Electron Configuration Notation: The Shorthand of Structure
Communicating the full electronic layout of an atom is efficiently done through notation, which uses numbers and letters to denote occupied orbitals. For instance, the configuration 1s² 2s² 2p⁶ immediately tells us that two electrons occupy the 1s subshell, two the 2s, and six the 2p. This shorthand is crucial for predicting how an atom will interact with others, as it highlights the valence electrons—the outermost electrons responsible for chemical bonding.
The Periodic Table as a Map of Electronic Structure
The layout of the periodic table is not arbitrary; it is a direct reflection of the underlying electronic structure of the elements.

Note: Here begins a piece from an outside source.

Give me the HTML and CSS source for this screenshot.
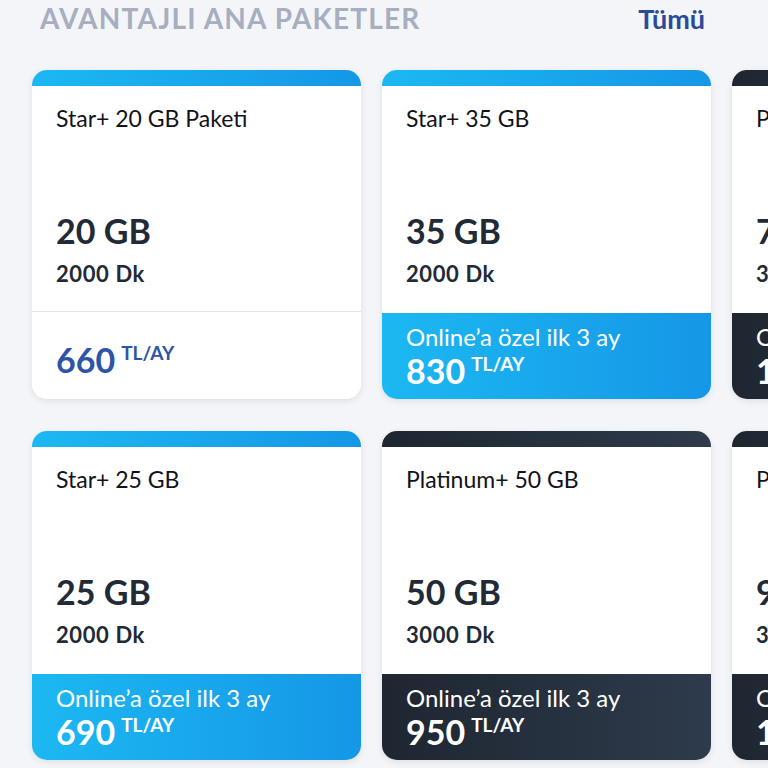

The columns, or groups, contain elements with identical valence electron configurations, which explains why they exhibit similar chemical behaviors. Moving across a period reveals the step-by-step filling of the same principal energy level, while moving down a group shows the addition of new electron shells, leading to trends in atomic radius, ionization energy, and electronegativity.
Valence Electrons and Chemical Bonding: The Reactivity Connection
The chemical personality of an element is determined by its valence electrons. Atoms strive for stability, often following the octet rule by gaining, losing, or sharing electrons to achieve a full outer shell. This drive for equilibrium manifests as ionic bonds, where electrons are transferred to create charged ions, or covalent bonds, where electrons are shared between atoms. The specific arrangement of these valence electrons also explains molecular geometry and polarity, which are critical in biochemistry and material science.